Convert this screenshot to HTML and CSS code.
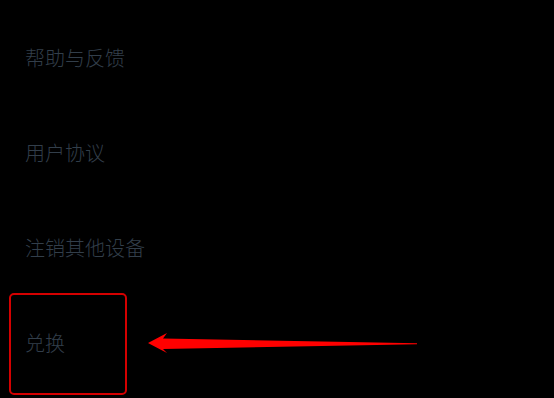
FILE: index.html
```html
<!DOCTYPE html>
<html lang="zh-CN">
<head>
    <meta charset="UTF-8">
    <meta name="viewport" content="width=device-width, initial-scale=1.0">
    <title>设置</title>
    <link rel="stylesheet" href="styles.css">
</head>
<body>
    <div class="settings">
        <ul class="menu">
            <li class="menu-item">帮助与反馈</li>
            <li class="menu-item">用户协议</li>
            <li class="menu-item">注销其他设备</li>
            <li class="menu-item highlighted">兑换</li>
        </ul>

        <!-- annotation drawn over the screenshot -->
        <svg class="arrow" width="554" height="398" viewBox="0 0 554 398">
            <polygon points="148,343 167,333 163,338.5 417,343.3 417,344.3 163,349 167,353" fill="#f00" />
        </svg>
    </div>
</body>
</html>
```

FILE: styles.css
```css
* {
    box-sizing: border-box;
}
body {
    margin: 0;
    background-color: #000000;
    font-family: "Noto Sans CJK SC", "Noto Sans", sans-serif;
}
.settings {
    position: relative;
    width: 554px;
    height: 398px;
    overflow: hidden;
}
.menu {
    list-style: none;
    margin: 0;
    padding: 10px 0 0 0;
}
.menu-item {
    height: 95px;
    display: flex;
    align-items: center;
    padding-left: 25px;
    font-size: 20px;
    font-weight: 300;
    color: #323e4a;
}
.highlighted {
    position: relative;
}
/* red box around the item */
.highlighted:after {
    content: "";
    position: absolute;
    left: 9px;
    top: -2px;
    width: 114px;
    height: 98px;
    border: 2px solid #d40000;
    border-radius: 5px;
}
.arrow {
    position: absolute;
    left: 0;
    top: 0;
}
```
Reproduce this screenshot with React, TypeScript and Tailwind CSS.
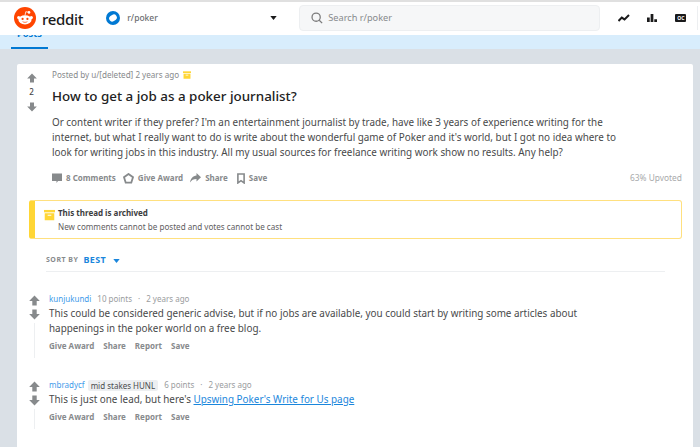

▬▬▬

In the copy, include no pictures; restate the listing above exactly.

Convert this screenshot to HTML and CSS code.
FILE: index.html
```html
<!DOCTYPE html>
<html lang="zh-CN">
<head>
    <meta charset="UTF-8">
    <meta name="viewport" content="width=device-width, initial-scale=1.0">
    <title>设置</title>
    <link rel="stylesheet" href="styles.css">
</head>
<body>
    <div class="settings">
        <ul class="menu">
            <li class="menu-item">帮助与反馈</li>
            <li class="menu-item">用户协议</li>
            <li class="menu-item">注销其他设备</li>
            <li class="menu-item highlighted">兑换</li>
        </ul>

        <!-- annotation drawn over the screenshot -->
        <svg class="arrow" width="554" height="398" viewBox="0 0 554 398">
            <polygon points="148,343 167,333 163,338.5 417,343.3 417,344.3 163,349 167,353" fill="#f00" />
        </svg>
    </div>
</body>
</html>
```

FILE: styles.css
```css
* {
    box-sizing: border-box;
}
body {
    margin: 0;
    background-color: #000000;
    font-family: "Noto Sans CJK SC", "Noto Sans", sans-serif;
}
.settings {
    position: relative;
    width: 554px;
    height: 398px;
    overflow: hidden;
}
.menu {
    list-style: none;
    margin: 0;
    padding: 10px 0 0 0;
}
.menu-item {
    height: 95px;
    display: flex;
    align-items: center;
    padding-left: 25px;
    font-size: 20px;
    font-weight: 300;
    color: #323e4a;
}
.highlighted {
    position: relative;
}
/* red box around the item */
.highlighted:after {
    content: "";
    position: absolute;
    left: 9px;
    top: -2px;
    width: 114px;
    height: 98px;
    border: 2px solid #d40000;
    border-radius: 5px;
}
.arrow {
    position: absolute;
    left: 0;
    top: 0;
}
```
Reproduce this screenshot with React, TypeScript and Tailwind CSS.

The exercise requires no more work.